After months of back and forth with stakeholders and a report from the Government Accountability Office with tailored cybersecurity recommendations, the Labor Department on April 14 unveiled a three-piece guidance package detailing best practices for maintaining cybersecurity for plan sponsors, plan fiduciaries, record keepers and plan participants.
Plan sponsors welcome the guidance — which offers tips as opposed to orders — especially because the Labor Department has been asking plans under audit about their cybersecurity procedures, said Will Hansen, Arlington, Va.-based executive director of the Plan Sponsor Council of America and chief government affairs officer at the American Retirement Association. The guidance provides "more insight into what the Department of Labor thinks are best practices for plan sponsors to engage in analyzing their record keepers and service providers on what are the best cybersecurity practices," Mr. Hansen said.

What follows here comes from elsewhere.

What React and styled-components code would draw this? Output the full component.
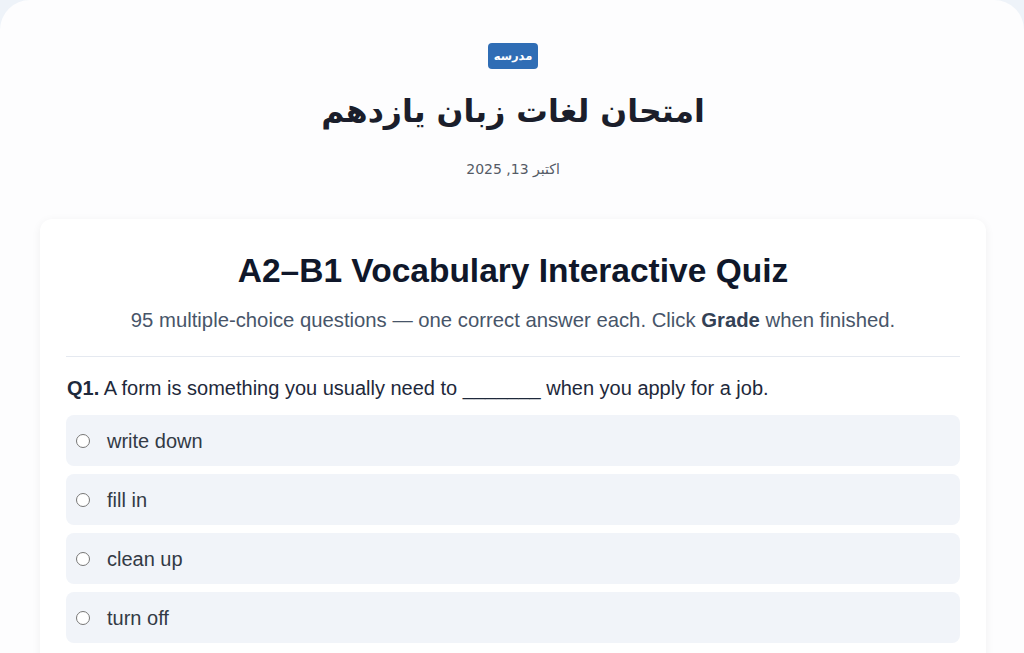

The first piece of guidance included tips for plan sponsors and fiduciaries on how to select a service provider with strong cybersecurity practices and how to monitor their activities. The tips include asking whether the service provider has experienced past security breaches, what happened and how the service provider responded, and making sure any contract with a service provider requires ongoing compliance with cybersecurity and information security standards.
The second piece of guidance was a list of 12 cybersecurity program best practices for plan sponsors and record keepers, such as having a reliable annual third-party audit of security controls and ensuring that any assets or data stored in a cloud or managed by a third-party service provider are subject to appropriate security reviews and independent security assessments.
The final piece was a set of online security tips for participants and beneficiaries when accessing a retirement account.